*** RECORDS SUPPLIED

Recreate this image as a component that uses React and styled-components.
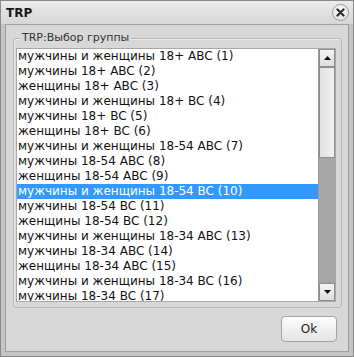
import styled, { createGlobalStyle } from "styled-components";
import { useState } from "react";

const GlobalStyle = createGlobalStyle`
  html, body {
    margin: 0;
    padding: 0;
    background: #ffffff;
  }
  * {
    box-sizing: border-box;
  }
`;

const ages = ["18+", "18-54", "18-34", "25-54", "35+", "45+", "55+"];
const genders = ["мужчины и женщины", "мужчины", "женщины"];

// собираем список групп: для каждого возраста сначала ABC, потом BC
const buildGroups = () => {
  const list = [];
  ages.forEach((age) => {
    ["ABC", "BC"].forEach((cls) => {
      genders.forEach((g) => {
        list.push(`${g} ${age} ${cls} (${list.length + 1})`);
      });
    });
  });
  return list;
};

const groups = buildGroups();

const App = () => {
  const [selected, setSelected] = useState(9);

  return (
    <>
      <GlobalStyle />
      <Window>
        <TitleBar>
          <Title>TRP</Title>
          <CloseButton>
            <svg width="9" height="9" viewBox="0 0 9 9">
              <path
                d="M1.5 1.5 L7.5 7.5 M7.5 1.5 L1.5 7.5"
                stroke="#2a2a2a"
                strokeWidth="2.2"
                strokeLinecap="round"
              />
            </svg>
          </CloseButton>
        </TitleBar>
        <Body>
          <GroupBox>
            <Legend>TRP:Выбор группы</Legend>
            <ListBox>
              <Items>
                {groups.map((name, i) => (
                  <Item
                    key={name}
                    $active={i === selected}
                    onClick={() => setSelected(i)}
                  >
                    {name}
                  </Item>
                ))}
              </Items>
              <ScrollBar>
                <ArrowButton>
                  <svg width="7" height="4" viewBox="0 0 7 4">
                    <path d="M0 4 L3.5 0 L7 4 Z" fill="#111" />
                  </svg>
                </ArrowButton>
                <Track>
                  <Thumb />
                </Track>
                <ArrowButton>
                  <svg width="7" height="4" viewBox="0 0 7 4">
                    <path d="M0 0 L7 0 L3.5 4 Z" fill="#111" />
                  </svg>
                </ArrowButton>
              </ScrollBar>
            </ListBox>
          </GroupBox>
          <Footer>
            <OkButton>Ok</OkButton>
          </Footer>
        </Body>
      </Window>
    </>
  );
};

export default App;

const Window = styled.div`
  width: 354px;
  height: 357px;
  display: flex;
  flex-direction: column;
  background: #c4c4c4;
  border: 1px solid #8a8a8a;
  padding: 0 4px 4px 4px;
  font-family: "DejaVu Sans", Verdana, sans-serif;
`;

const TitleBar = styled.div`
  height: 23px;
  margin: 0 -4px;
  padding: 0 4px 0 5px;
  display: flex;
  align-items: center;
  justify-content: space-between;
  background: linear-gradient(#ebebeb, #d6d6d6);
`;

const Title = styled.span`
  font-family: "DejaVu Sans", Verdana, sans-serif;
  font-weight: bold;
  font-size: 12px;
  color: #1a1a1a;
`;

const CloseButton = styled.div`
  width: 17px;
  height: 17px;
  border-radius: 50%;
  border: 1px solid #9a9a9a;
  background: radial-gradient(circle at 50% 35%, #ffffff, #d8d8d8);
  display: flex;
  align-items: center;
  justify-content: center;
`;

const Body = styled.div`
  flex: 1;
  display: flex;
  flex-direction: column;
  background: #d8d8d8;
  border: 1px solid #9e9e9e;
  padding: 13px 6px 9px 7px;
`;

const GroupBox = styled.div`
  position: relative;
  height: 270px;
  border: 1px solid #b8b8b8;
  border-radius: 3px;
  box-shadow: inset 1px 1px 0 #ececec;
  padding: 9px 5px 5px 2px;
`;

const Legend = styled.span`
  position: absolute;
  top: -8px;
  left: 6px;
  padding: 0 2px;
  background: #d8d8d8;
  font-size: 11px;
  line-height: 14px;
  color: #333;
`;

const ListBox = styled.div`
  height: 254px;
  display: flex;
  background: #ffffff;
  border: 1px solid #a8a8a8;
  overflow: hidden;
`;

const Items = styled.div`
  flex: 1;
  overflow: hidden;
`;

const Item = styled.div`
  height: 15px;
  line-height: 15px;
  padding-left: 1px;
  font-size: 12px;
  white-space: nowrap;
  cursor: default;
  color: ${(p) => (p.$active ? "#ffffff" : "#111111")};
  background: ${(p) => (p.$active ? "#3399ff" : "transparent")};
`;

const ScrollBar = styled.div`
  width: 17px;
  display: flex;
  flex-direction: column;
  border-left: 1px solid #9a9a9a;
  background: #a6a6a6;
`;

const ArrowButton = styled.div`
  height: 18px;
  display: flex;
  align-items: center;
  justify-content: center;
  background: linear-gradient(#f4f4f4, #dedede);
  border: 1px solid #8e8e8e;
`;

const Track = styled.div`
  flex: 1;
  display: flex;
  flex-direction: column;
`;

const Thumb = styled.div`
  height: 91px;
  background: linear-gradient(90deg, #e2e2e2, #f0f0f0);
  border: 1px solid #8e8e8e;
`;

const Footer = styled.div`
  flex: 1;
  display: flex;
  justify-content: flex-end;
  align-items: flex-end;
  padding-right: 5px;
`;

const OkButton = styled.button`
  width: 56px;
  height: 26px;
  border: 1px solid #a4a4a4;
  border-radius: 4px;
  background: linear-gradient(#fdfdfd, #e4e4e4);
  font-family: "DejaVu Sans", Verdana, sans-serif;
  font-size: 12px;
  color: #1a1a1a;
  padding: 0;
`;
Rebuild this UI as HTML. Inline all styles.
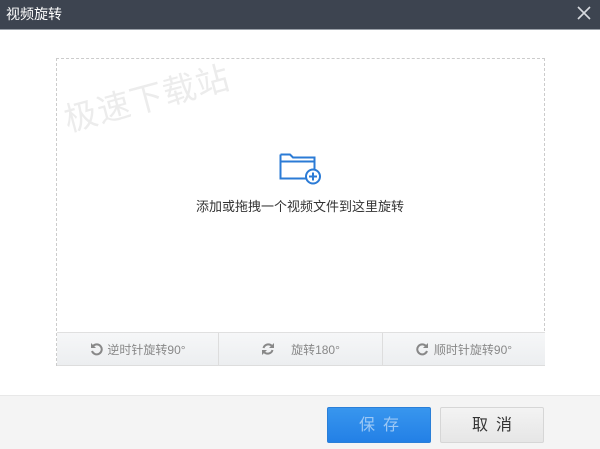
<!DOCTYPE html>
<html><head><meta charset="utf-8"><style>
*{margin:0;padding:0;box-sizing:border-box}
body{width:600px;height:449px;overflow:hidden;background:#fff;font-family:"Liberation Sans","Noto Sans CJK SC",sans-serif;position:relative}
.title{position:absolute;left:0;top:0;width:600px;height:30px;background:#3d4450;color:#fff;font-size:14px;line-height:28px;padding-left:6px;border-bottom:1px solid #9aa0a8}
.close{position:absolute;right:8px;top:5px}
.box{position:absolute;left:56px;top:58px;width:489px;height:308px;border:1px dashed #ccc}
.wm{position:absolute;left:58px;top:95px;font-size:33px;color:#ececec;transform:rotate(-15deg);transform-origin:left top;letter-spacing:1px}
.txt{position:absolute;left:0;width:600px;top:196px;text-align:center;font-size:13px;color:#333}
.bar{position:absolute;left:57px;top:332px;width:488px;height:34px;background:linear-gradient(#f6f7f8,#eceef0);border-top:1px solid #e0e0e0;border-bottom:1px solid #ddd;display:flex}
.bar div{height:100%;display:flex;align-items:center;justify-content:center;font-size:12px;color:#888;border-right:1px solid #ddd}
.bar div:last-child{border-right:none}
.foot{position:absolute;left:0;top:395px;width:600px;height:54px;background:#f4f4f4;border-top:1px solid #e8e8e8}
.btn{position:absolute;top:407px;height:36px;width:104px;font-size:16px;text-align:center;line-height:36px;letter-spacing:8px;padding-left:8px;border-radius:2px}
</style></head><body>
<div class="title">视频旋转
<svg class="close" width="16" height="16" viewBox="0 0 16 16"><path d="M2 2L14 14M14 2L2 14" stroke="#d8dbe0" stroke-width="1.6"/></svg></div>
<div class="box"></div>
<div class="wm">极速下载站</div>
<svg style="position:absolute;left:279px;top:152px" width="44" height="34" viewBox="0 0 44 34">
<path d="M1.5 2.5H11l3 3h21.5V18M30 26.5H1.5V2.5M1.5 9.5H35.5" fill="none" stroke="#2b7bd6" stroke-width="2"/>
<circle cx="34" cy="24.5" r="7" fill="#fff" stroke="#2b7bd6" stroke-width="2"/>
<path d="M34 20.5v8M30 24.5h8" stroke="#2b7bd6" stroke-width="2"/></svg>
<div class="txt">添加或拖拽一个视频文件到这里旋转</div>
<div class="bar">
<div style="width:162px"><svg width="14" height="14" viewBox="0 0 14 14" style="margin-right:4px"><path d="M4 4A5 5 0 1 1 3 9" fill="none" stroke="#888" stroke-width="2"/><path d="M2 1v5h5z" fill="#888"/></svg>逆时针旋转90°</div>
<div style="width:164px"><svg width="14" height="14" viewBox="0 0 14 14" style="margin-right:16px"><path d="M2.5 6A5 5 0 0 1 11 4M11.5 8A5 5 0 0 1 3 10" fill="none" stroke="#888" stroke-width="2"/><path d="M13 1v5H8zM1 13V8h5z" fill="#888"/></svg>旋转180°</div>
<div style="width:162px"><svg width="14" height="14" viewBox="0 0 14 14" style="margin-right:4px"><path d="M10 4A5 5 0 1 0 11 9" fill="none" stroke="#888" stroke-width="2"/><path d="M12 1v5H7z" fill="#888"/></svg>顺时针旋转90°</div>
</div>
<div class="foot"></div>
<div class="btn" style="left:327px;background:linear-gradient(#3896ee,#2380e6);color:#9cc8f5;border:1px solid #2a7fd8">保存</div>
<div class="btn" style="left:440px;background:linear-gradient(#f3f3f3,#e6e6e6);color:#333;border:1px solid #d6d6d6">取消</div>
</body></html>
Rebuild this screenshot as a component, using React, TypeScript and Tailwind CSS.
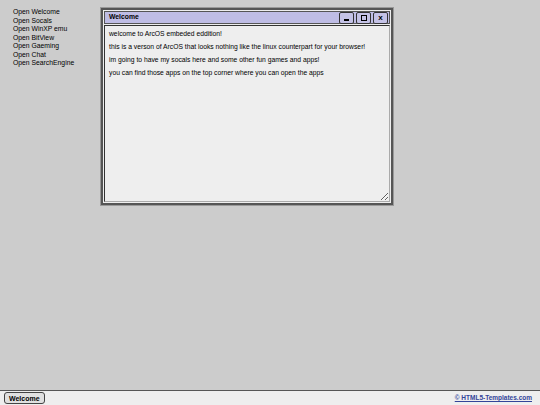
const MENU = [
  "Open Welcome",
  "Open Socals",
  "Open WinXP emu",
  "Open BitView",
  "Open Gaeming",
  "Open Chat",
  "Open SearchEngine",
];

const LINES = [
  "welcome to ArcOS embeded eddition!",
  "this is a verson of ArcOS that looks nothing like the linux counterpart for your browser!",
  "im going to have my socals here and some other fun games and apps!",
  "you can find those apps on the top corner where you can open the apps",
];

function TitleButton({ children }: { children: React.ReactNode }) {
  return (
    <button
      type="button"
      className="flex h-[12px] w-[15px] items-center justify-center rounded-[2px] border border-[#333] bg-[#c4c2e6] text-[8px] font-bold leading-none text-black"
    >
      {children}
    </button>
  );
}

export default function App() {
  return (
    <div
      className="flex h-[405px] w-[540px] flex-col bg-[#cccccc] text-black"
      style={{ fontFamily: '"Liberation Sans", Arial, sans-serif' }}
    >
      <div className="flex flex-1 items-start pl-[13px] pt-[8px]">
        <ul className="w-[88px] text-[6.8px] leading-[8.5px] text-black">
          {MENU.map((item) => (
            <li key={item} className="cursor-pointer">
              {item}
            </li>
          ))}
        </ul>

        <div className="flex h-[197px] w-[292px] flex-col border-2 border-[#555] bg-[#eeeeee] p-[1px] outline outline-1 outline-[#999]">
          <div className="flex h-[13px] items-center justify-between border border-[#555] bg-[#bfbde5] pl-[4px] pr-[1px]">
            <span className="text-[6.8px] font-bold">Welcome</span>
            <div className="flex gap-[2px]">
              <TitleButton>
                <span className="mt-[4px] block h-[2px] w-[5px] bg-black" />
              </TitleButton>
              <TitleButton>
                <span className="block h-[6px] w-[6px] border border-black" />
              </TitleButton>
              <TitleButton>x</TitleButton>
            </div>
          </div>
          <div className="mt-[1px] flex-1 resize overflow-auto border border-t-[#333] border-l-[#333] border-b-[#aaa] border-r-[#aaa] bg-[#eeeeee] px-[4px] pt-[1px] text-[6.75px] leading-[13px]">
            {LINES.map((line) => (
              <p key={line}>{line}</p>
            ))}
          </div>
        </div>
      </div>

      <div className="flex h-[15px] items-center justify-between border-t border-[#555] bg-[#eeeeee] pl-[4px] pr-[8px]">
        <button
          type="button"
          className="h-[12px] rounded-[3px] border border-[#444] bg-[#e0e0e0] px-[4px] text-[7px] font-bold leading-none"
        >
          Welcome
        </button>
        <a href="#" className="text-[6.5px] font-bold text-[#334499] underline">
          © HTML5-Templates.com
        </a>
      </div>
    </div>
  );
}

******

# TASK DESCRIPTION:
Pictures do not belong in the copy. Repeat only the lines from the top of the records through the line containing "const [selected, setSelected]".

# REPLY:
Recreate this image as a component that uses React and styled-components.
import styled, { createGlobalStyle } from "styled-components";
import { useState } from "react";

const GlobalStyle = createGlobalStyle`
  html, body {
    margin: 0;
    padding: 0;
    background: #ffffff;
  }
  * {
    box-sizing: border-box;
  }
`;

const ages = ["18+", "18-54", "18-34", "25-54", "35+", "45+", "55+"];
const genders = ["мужчины и женщины", "мужчины", "женщины"];

// собираем список групп: для каждого возраста сначала ABC, потом BC
const buildGroups = () => {
  const list = [];
  ages.forEach((age) => {
    ["ABC", "BC"].forEach((cls) => {
      genders.forEach((g) => {
        list.push(`${g} ${age} ${cls} (${list.length + 1})`);
      });
    });
  });
  return list;
};

const groups = buildGroups();

const App = () => {
  const [selected, setSelected] = useState(9);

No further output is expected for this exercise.